Jetzt will ich es etwas genauer wissen. Was sind überhaupt Unterbeschäftigte? Einen Klick weiter finde ich die Antwort:

Hier lerne ich, dass „Arbeitslosenzahl“ im Beamtendeutsch was ganz anderes meint als ich dachte. Nein, es ist nicht die Zahl der Arbeitslosen in Deutschland. Es ist die Zahl derer, die arbeitslos im „Sinne des Sozialgesetzbuches“ sind. Diese Arbeitslosen sind lediglich „im engeren Sinn“ arbeitslos. Leute in „Maßnahmen der Arbeitsmarktpolitik“ zum Beispiel, zählen gar nicht mit. Oder Arbeitslose, die „kurzfristig erkrankt“. Man spannt also sogar die Grippesaison ein, um die Arbeitslosenzahl zu verkleinern.

Tja, jetzt könnte ich schreiben, was die anderen schreiben, „Arbeitslosenzahl auf neuem Tiefststand“, oder so. Aber etwas kitzelt in meinem Hinterkopf. An der Stelle, wo mal der journalistische Berufsethos saß. Ist wohl noch nicht ganz ausgetrocknet. Ich soll doch als Journalist die Realität beschreiben, erinnere ich mich. Das ist mein Job.

Also gut: „Arbeitslosenzahl sinkt 2016 nur leicht auf 3,581 Millionen“, schreibe ich.
Was der Chefredakteur wohl dazu sagen wird?

Die Pointe der Geschichte kommt noch: Die Bundesagentur für Arbeit schreibt selbst, dass die Zahl der „Unterbeschäftigten“ ein realistischeres Bild vom deutschen Arbeitsmarkt gibt: Diese Zahl gebe ein „möglichst umfassendes Bild vom Defizit an regulärer Beschäftigung“.
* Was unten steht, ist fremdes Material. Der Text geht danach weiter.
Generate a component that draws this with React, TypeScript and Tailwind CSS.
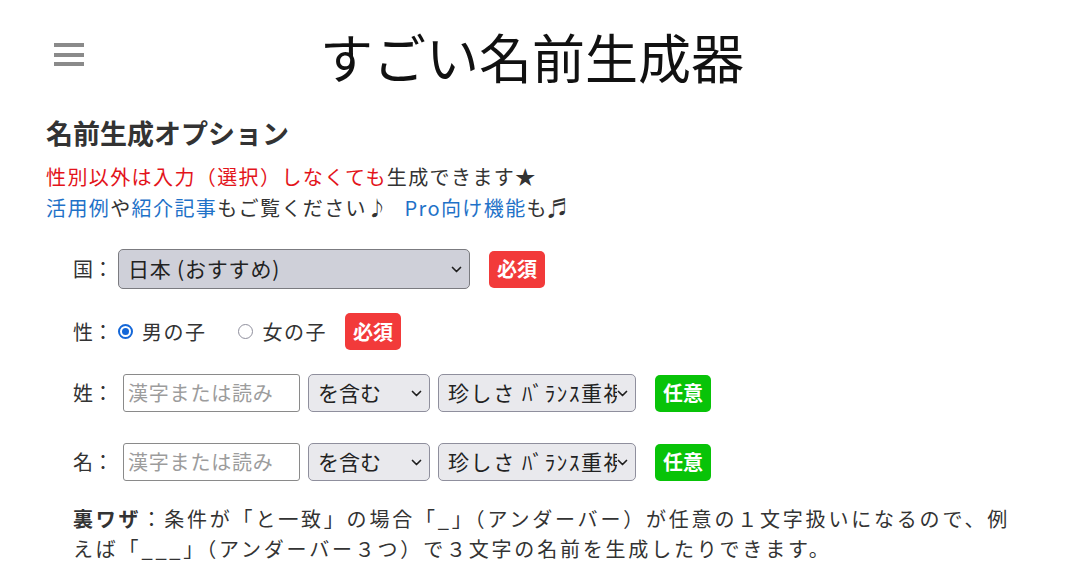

Das für mich schockierende Fazit: Mit einer „Recherche“ von zwei Klicks ließe sich aus der bloßen Verlautbarung einer manipulativen Zahl eine Story konstruieren, die die Wirklichkeit realistischer beschreibt.

Warum passiert das nicht, oder jedenfalls kaum?

Wir bräuchten Medien, die wenigstens versuchen, die Arbeitsmarktsituation in Deutschland realistisch darzustellen. Was wir nicht brauchen ist eine Jubelpresse. Nur durch Kritik verbessern sich die Dinge.